As indicated above, ER is also available in respect of disposals of shares or securities (or interests in them) in the holding company of a trading group. However, this article focuses on single companies.
Is holding cash an ‘activity’?
Some companies are ‘cash rich’. They may have cash reserves from trading activities, which are surplus to trading requirements, and may not be inclined to distribute those funds to its shareholders. Could surplus cash make the company’s non-trading activities ‘substantial’?
The first point to note is that a trading company (or group) is defined according to its activities. Is holding surplus cash from profitable trading on deposit an ‘activity’, so as to potentially make it a non-trading activity?

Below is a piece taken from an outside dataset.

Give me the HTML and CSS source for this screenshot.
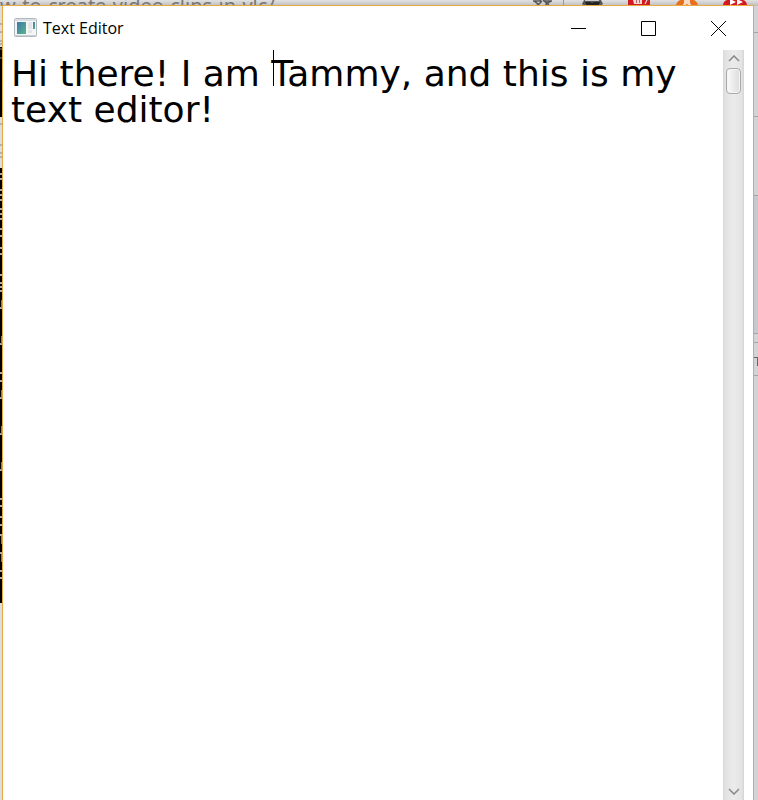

In Jowett (Inspector of Taxes) v O’Neill and Brennan Construction Ltd  STC 482 (a corporation tax case), a company discontinued its trade. It placed funds from trading in a bank deposit account, which generated interest. It was held that the company had not carried on any trade or business at any time in the relevant accounting period. The receipt of bank interest credited to a deposit account was not the “business of investment”.
If the receipt of bank interest does not represent a trade or business, does the retention of funds from trading activities constitute an ‘activity’ at all? The answer (as with many grey areas in tax) is probably “it depends” (i.e. it is subject the particular facts of the case), but HMRC certainly seems to consider that an activity could be involved. In its guidance in the Capital Gains manual (at CG64060) HMRC states:
“…the long term retention of significant earnings generated from trading activities may amount to an investment activity. The first point to consider is whether or not there is any identifiable activity distinct from the trading activity.” It goes on to say:
“Factors to consider include…the nature of the underlying investments used as a lodgement for the funds, for instance if the funds are locked into long term investments or the investments themselves are high risk that may suggest that they are not available for the trading activity.”

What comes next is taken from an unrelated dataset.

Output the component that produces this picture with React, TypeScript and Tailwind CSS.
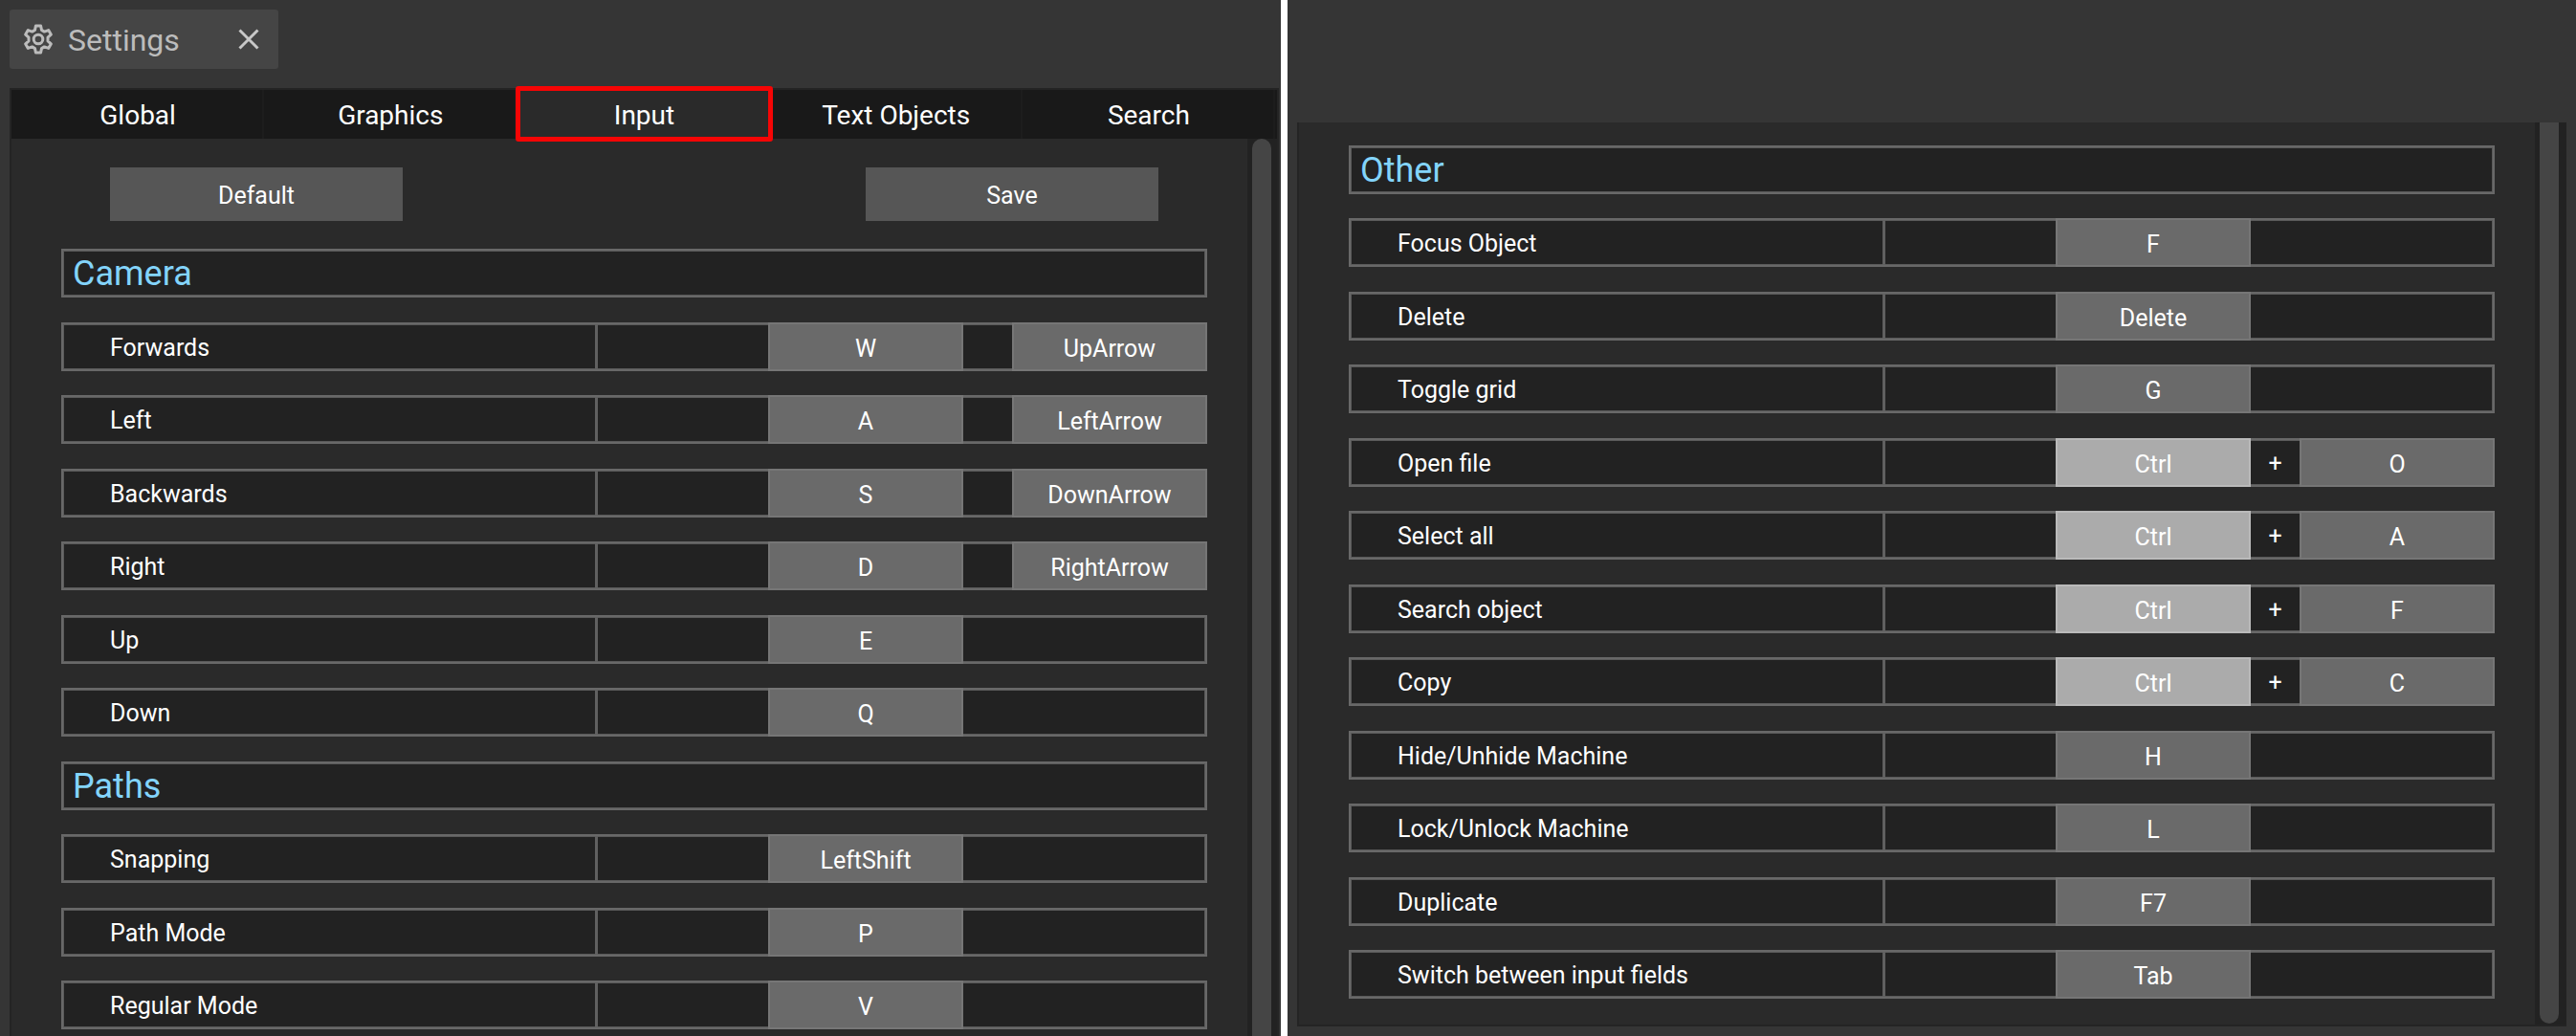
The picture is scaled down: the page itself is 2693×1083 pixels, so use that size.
import React from "react";

type Binding = { label: string; keys: string[]; combo?: boolean };
type Entry = { heading: string } | Binding;

const leftEntries: Entry[] = [
  { heading: "Camera" },
  { label: "Forwards", keys: ["W", "UpArrow"] },
  { label: "Left", keys: ["A", "LeftArrow"] },
  { label: "Backwards", keys: ["S", "DownArrow"] },
  { label: "Right", keys: ["D", "RightArrow"] },
  { label: "Up", keys: ["E"] },
  { label: "Down", keys: ["Q"] },
  { heading: "Paths" },
  { label: "Snapping", keys: ["LeftShift"] },
  { label: "Path Mode", keys: ["P"] },
  { label: "Regular Mode", keys: ["V"] },
];

const rightEntries: Entry[] = [
  { heading: "Other" },
  { label: "Focus Object", keys: ["F"] },
  { label: "Delete", keys: ["Delete"] },
  { label: "Toggle grid", keys: ["G"] },
  { label: "Open file", keys: ["Ctrl", "O"], combo: true },
  { label: "Select all", keys: ["Ctrl", "A"], combo: true },
  { label: "Search object", keys: ["Ctrl", "F"], combo: true },
  { label: "Copy", keys: ["Ctrl", "C"], combo: true },
  { label: "Hide/Unhide Machine", keys: ["H"] },
  { label: "Lock/Unlock Machine", keys: ["L"] },
  { label: "Duplicate", keys: ["F7"] },
  { label: "Switch between input fields", keys: ["Tab"] },
];

const tabs = ["Global", "Graphics", "Input", "Text Objects", "Search"];

function KeyButton({ name, modifier, label }: { name: string; modifier?: boolean; label: string }) {
  return (
    <button
      type="button"
      aria-label={`${label}: ${name}`}
      className={
        modifier
          ? "-my-[2px] border-2 border-[#bababa] bg-[#ababab] pt-1 text-center text-white"
          : "-my-[2px] border-2 border-[#767676] bg-[#6a6a6a] pt-1 text-center text-white"
      }
    >
      {name}
    </button>
  );
}

function BindingRow({ label, keys, combo }: Binding) {
  return (
    <div className="-mx-[2px] grid h-full grid-cols-[561fr_178fr_204fr_51fr_204fr] text-[25px] leading-[40px]">
      <div className="flex items-center border-r-[3px] border-[#606060] pl-[51px] pt-[3px] text-white">{label}</div>
      <div />
      <KeyButton name={keys[0]} modifier={combo} label={label} />
      <div className="flex items-center justify-center pt-[3px] text-white">{combo ? "+" : ""}</div>
      {keys[1] && <KeyButton name={keys[1]} label={label} />}
    </div>
  );
}

function EntryList({ entries, className }: { entries: Entry[]; className: string }) {
  return (
    <div className={className}>
      {entries.map((e, i) => (
        <div
          key={i}
          className="h-[51px] shrink-0 border-2 border-[#686868] bg-[#222222] shadow-[inset_0_0_0_1px_#5a5a5a]"
        >
          {"heading" in e ? (
            <h2 className="pl-[10px] text-[36px] leading-[48px] text-[#83d4fb]">{e.heading}</h2>
          ) : (
            <BindingRow {...e} />
          )}
        </div>
      ))}
    </div>
  );
}

function GearIcon() {
  return (
    <svg viewBox="0 0 30 32" className="h-8 w-[30px]" fill="none" stroke="#bcbcbc" strokeWidth="3" strokeLinejoin="round" aria-hidden="true">
      <path d="M12.4 2h5.2l.9 4.4 2.9 1.7 4.3-1.5 2.6 4.5-3.3 3v3.8l3.3 3-2.6 4.5-4.3-1.5-2.9 1.7-.9 4.4h-5.2l-.9-4.4-2.9-1.7-4.3 1.5-2.6-4.5 3.3-3v-3.8l-3.3-3 2.6-4.5 4.3 1.5 2.9-1.7z" />
      <circle cx="15" cy="16" r="4.8" />
    </svg>
  );
}

export default function App() {
  return (
    <main className="grid h-screen grid-cols-[1339fr_1347fr] gap-[7px] overflow-hidden bg-white font-['Roboto',sans-serif]">
      <section className="flex min-h-0 flex-col overflow-hidden bg-[#353535] pl-[10px] pr-[2px] pt-[10px]">
        <div className="flex h-[62px] w-[281px] shrink-0 items-center rounded-[3px] bg-[#454545] pl-[15px] pr-5">
          <GearIcon />
          <span className="ml-4 pt-[2px] text-[32px] leading-[44px] text-[#bcbcbc]">Settings</span>
          <button type="button" aria-label="Close settings" className="ml-auto text-[#c8c8c8]">
            <svg viewBox="0 0 22 22" className="size-[22px]" stroke="currentColor" strokeWidth="3" aria-hidden="true">
              <path d="M1.5 1.5l19 19M20.5 1.5l-19 19" />
            </svg>
          </button>
        </div>
        <div className="mt-5 flex min-h-0 flex-1 flex-col border-x-2 border-t-2 border-[#242424] bg-[#2a2a2a]">
          <div role="tablist" className="grid h-[51px] shrink-0 grid-cols-5 bg-[#191919] pr-[2px]">
            {tabs.map((t) => (
              <button
                key={t}
                type="button"
                role="tab"
                aria-selected={t === "Input"}
                className={
                  t === "Input"
                    ? "-mb-[3px] -ml-[1px] -mr-[3px] -mt-1 rounded-[3px] border-[5px] border-[#f60505] bg-[#2a2a2a] pt-[3px] text-[28px] leading-[40px] text-white"
                    : "border-r-2 border-[#1d1d1d] pl-[2px] pt-[2px] text-[28px] leading-[40px] text-white"
                }
              >
                {t}
              </button>
            ))}
          </div>
          <div className="flex min-h-0 flex-1">
            <div className="min-w-0 flex-1 overflow-hidden pl-[52px] pr-[42px] pt-[30px]">
              <div className="flex justify-between px-[51px] text-[25px] text-white">
                <button type="button" className="h-14 w-[306px] bg-[#565656] pt-1">Default</button>
                <button type="button" className="h-14 w-[306px] bg-[#565656] pt-1">Save</button>
              </div>
              <EntryList
                entries={leftEntries}
                className="mt-[29px] flex flex-col *:odd:mb-[26px] *:even:mb-[25px]"
              />
            </div>
            <div className="w-[31px] bg-[#222222] pl-[5px]">
              <div className="h-full w-5 rounded-t-full bg-[#454545]" />
            </div>
          </div>
        </div>
      </section>

      <section className="min-h-0 bg-[#353535] pb-[10px] pl-[10px] pr-[10px] pt-32">
        <div className="flex h-full border-b-2 border-l-2 border-[#242424] bg-[#2a2a2a]">
          <div className="min-w-0 flex-1 overflow-hidden pl-[52px] pr-[42px] pt-6">
            <EntryList
              entries={rightEntries}
              className="flex flex-col *:odd:mb-[25px] *:even:mb-[26px]"
            />
          </div>
          <div className="w-[33px] bg-[#222222] pb-[1px] pl-[5px]">
            <div className="h-full w-5 rounded-b-full bg-[#454545]" />
          </div>
        </div>
      </section>
    </main>
  );
}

The above HMRC guidance is in the slightly different context of whether a company is holding surplus cash “in the course of, or for the purposes of, a trade being carried on by it”, or “for the purposes of trade that it is preparing to carry on” (TCGA 1992, s 165A(4)(a), (b)). Nevertheless, the inference seems to be that an ‘activity’ involves something more than merely holding undistributed cash from trading operations in a company’s bank account.
Is it really surplus?
However, assuming that holding surplus cash does amount to an activity, the next point to consider is whether the cash is ‘surplus’ at all. The fact that a company’s bank account is in credit does not necessarily mean that those funds are surplus to it trading requirements.
For example, a retail company generally needs cash for working capital, such as to buy its trading stock. The level of working capital will depend on the type of trading activities undertaken by the company. In Barclays Bank Trust Co Ltd v IRC  STC (SCD) 125 (an inheritance tax case, concerning business property relief), the company’s trade was selling bathroom and kitchen fittings. The company’s turnover was around £600,000. It held £450,000 in cash. HMRC accepted in that case that £150,000 of that cash was required by the company at the relevant time (i.e. approximately 25% of its turnover).
A cashflow spreadsheet may be helpful in terms of establishing how much of a company’s funds is required in its trade, and how much (if any) is actually surplus. This may be particularly useful if the company’s trade is seasonal, such that cash may be surplus at certain times of the year, but possibly not others.
Is it ‘substantial’?
Assuming that there is surplus cash, and supposing that there is an ‘activity’ in respect of it (e.g. the cash is invested and reinvested on a regular basis), it is then necessary to consider (i.e. applying HMRC’s methodology in CG64090) whether the company’s non-trading activities amount to more than 20% of its combined trading and non-trading activities.
The following points should be noted:
- The ‘asset base’ test should apply current (i.e. not historic) asset values. Furthermore (and as HMRC’s guidance points out) the test should also take into account goodwill and any other intangible fixed assets, which may not necessarily be shown on the company’s balance sheet. In practice, I have seen cases where this approach has tipped the balance towards companies being trading companies.
- The ‘expenses incurred or time spent’ test will obviously depend on the circumstances of the case, and the type of investments being undertaken. However, in many trading companies only minimal resources will be applied towards non-trading activities. For example, how much expense and time is generally involved in switching surplus cash from one investment to another on a periodic (e.g. monthly) basis, compared to running the company’s trading activities?
- HMRC’s five indicators of a company’s status are not a checklist of individual tests. In other words, if one (or more) of the tests indicates non-trading activities, that does not necessarily mean that the company fails the ‘substantial’ non-trading activities test for ER purposes. HMRC’s stated approach in CG64090 is to stand back and look at the company ‘in the round’, based on the approach in the inheritance tax case Giles (Farmer’s Executors) v CIR, Sp C  SSCD 321 (Sp C 216).
Make it clear
In cases of genuine doubt as to trading status, the company may apply to HMRC for non-statutory clearance (CG64100), on behalf of its shareholders. HMRC has published a checklist of information to be included in such clearance applications:
Can individual shareholders apply for clearance, instead of the company? HMRC states in its Non Statutory Business Clearance Guidance (at NBCG2200) that its non-statutory business clearance service “…is not expected to include applications which clearly fall within the area of personal taxation for individuals.” However, HMRC has indicated (to the Chartered Institute of Taxation and certain other professional bodies) that clearance applications by shareholders may be accepted in cases of real doubt.
It is understood that HMRC’s approach in terms of interpreting the activities of genuine trading companies has generally been helpful in the past. In ‘The Duck Test’ (Taxation. 7 November 2012), ER expert Kevin Slevin pointed out “it is the author’s understanding that the shareholders in the company should expect it to be treated as a trading company where if it looks like a trading company, feels like a trading company, and there is no compelling reason why it should not be treated as a trading company.”
However, prudent shareholders may not want to take any chances. HMRC’s approach to determining a company’s trading status (at CG64090) should therefore be studied carefully; and a non-statutory business clearance application to HMRC should be considered in appropriate cases.